(Dataset items)
□ □ □

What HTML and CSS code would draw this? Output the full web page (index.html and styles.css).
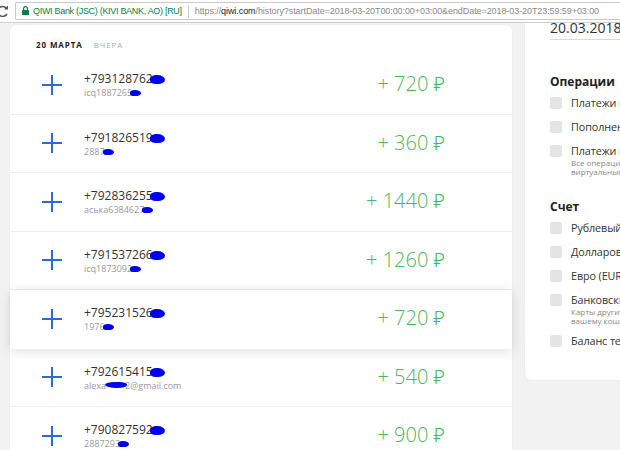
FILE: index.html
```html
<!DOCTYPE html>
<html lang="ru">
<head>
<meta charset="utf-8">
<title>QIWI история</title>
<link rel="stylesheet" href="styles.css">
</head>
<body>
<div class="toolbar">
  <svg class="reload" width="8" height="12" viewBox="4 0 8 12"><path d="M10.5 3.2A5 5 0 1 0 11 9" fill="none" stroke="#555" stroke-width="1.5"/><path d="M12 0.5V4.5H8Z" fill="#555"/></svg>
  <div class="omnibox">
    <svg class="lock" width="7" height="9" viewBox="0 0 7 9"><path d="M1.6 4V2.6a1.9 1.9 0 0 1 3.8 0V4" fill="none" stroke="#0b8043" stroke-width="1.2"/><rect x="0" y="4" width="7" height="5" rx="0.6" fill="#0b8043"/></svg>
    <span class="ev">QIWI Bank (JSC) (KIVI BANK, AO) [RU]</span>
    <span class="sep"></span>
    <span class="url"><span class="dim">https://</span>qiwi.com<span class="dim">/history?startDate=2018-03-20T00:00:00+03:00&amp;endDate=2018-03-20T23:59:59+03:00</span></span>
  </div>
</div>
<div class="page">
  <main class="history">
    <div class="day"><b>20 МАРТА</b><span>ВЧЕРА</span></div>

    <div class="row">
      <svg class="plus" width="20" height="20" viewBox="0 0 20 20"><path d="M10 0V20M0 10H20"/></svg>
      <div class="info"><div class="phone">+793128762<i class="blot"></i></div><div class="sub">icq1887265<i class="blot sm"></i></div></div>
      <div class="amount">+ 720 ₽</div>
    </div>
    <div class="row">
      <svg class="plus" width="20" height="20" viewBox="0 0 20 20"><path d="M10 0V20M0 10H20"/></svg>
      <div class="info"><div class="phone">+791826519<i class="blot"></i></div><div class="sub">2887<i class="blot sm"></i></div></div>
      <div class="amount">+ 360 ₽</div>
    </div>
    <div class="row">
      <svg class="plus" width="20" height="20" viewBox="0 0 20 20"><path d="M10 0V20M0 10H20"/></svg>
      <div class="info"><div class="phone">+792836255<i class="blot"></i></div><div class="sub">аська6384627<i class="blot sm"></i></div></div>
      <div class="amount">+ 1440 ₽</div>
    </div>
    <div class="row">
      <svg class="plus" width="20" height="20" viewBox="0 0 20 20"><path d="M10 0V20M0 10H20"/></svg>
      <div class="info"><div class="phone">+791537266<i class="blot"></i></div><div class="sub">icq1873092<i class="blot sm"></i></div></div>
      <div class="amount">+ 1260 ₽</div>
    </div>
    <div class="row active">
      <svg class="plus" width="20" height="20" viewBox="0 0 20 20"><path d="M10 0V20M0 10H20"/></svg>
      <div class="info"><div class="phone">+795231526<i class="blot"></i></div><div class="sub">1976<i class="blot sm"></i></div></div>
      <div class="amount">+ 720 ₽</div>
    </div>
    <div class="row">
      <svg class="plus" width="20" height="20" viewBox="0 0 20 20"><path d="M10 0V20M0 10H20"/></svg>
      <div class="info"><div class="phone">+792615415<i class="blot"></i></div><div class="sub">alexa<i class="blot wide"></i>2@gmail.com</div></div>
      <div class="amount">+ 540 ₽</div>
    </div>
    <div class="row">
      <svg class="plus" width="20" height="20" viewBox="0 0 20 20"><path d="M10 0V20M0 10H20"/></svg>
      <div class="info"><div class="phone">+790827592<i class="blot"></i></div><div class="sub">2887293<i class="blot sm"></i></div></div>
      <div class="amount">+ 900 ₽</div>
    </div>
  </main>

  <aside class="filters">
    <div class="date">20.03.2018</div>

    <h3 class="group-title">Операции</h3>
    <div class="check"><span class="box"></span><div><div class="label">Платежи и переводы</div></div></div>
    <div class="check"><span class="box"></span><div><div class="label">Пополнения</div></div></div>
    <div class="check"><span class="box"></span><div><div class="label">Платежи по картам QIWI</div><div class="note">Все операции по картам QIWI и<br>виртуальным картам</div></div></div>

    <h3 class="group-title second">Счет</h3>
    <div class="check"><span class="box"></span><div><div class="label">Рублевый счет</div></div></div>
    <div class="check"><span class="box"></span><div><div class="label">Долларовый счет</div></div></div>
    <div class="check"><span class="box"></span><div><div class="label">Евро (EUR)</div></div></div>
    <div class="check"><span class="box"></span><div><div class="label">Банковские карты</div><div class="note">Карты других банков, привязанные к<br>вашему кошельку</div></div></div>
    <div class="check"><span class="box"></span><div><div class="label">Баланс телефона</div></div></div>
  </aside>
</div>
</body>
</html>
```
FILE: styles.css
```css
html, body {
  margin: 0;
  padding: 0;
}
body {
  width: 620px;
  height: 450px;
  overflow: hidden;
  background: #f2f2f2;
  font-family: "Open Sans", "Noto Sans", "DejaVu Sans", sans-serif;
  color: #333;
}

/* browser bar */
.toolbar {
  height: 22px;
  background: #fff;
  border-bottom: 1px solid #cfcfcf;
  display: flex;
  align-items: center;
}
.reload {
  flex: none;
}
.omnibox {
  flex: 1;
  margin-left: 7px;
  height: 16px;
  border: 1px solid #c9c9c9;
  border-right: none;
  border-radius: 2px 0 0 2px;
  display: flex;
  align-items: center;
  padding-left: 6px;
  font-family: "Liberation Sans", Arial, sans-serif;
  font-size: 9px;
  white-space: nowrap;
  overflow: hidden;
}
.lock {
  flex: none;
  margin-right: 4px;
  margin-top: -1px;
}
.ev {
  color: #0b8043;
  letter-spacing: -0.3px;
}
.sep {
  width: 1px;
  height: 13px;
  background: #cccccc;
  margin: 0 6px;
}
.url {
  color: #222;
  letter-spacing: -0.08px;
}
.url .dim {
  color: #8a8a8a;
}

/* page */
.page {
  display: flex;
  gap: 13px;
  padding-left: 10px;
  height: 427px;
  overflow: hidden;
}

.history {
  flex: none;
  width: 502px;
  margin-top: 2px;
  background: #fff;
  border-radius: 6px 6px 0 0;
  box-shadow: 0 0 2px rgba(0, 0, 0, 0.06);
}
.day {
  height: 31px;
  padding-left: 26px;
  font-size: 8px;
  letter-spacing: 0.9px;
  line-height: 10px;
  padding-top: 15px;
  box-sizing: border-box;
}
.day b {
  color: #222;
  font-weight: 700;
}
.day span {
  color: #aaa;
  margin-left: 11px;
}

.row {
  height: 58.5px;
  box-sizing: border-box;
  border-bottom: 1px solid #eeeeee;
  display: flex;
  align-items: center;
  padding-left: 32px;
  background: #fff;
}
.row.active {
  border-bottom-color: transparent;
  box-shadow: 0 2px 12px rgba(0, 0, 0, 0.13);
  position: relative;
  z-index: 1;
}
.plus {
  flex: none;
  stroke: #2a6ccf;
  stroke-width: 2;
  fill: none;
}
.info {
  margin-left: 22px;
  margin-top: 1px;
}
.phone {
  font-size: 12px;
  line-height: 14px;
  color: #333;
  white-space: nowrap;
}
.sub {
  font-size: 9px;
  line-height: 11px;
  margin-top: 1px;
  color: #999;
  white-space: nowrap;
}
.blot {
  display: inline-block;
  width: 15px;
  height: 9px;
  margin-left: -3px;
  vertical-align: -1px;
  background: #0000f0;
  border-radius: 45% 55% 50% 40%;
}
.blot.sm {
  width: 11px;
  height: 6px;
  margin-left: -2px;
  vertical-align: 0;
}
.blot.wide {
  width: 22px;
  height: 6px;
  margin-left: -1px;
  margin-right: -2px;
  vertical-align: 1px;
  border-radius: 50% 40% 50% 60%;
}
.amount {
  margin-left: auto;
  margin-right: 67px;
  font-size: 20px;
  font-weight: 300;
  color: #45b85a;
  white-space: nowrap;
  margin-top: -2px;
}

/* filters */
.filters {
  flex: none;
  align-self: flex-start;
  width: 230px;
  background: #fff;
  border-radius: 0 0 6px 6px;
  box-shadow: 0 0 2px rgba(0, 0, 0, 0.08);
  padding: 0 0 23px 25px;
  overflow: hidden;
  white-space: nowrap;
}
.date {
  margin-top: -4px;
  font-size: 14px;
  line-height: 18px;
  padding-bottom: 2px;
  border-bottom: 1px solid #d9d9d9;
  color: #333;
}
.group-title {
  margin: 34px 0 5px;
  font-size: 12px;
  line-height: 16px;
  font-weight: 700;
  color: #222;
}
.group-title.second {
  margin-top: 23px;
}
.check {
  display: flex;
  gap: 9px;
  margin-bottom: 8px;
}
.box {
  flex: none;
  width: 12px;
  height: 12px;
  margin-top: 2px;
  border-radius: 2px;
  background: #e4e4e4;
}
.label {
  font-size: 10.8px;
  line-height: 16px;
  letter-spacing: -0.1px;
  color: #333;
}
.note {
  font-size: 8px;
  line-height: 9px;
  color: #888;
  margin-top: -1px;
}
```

□ □ □

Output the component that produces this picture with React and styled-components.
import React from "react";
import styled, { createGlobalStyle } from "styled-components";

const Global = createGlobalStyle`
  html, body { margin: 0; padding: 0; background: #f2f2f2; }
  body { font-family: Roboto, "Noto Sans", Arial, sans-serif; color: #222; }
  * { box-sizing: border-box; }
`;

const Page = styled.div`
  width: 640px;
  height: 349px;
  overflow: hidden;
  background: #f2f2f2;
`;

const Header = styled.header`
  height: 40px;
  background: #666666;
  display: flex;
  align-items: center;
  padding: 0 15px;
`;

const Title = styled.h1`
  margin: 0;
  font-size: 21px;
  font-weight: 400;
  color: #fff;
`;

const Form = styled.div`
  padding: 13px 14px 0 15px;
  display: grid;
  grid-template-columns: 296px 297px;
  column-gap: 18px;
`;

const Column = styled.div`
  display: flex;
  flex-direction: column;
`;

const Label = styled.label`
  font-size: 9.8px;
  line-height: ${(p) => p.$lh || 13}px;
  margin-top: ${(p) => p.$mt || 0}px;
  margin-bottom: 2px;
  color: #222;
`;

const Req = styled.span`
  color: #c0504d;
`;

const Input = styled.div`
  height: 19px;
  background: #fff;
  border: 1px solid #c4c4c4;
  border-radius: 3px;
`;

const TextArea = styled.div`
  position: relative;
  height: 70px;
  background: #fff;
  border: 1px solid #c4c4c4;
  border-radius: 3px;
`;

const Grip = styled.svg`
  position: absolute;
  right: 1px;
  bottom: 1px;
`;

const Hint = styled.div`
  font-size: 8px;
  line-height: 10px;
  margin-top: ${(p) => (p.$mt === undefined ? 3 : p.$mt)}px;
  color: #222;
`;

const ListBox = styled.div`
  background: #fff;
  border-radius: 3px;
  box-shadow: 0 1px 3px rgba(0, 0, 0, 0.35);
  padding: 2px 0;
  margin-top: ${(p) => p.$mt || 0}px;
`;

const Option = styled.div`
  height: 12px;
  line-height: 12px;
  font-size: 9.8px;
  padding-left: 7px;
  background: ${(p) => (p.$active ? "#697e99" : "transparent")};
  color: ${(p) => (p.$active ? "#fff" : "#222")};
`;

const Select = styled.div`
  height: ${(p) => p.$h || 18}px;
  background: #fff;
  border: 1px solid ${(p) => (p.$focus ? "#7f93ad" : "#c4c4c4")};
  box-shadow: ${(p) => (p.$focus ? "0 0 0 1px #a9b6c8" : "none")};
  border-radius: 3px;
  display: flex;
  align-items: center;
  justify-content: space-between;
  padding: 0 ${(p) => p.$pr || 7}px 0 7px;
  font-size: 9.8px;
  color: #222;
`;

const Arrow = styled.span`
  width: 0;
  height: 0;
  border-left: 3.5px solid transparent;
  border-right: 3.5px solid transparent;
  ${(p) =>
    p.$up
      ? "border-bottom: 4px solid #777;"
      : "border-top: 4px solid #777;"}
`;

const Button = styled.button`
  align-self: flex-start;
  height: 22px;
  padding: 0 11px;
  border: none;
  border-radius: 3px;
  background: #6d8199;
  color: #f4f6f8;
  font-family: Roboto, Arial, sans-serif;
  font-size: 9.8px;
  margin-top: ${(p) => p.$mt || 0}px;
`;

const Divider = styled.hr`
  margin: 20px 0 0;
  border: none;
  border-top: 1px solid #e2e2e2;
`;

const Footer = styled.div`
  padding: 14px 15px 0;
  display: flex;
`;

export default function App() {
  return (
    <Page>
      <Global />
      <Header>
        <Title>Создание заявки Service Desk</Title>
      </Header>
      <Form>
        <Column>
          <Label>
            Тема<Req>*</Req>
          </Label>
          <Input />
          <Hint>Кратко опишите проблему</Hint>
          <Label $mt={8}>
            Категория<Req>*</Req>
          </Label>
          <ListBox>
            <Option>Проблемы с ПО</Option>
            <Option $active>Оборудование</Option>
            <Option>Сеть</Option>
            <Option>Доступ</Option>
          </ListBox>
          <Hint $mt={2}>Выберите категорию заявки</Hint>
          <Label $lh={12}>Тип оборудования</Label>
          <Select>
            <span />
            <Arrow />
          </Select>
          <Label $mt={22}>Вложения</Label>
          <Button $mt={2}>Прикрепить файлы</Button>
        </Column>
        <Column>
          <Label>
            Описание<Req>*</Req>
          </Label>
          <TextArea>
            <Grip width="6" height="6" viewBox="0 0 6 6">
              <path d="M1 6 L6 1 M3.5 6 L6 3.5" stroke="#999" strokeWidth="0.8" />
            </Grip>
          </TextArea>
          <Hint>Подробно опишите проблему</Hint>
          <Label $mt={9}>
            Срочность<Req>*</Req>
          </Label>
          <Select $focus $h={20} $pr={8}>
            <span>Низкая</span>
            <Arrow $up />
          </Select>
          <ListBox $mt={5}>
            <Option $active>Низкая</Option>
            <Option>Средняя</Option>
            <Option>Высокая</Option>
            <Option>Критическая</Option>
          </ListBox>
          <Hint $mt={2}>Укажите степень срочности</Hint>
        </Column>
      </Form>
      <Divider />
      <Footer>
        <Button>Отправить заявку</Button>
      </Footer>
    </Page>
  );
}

□ □ □

**GIVEN TASK**
Go through the entries and return each line where the word "this" appears.

**FULL ANSWER**
What HTML and CSS code would draw this? Output the full web page (index.html and styles.css).
Output the component that produces this picture with React and styled-components.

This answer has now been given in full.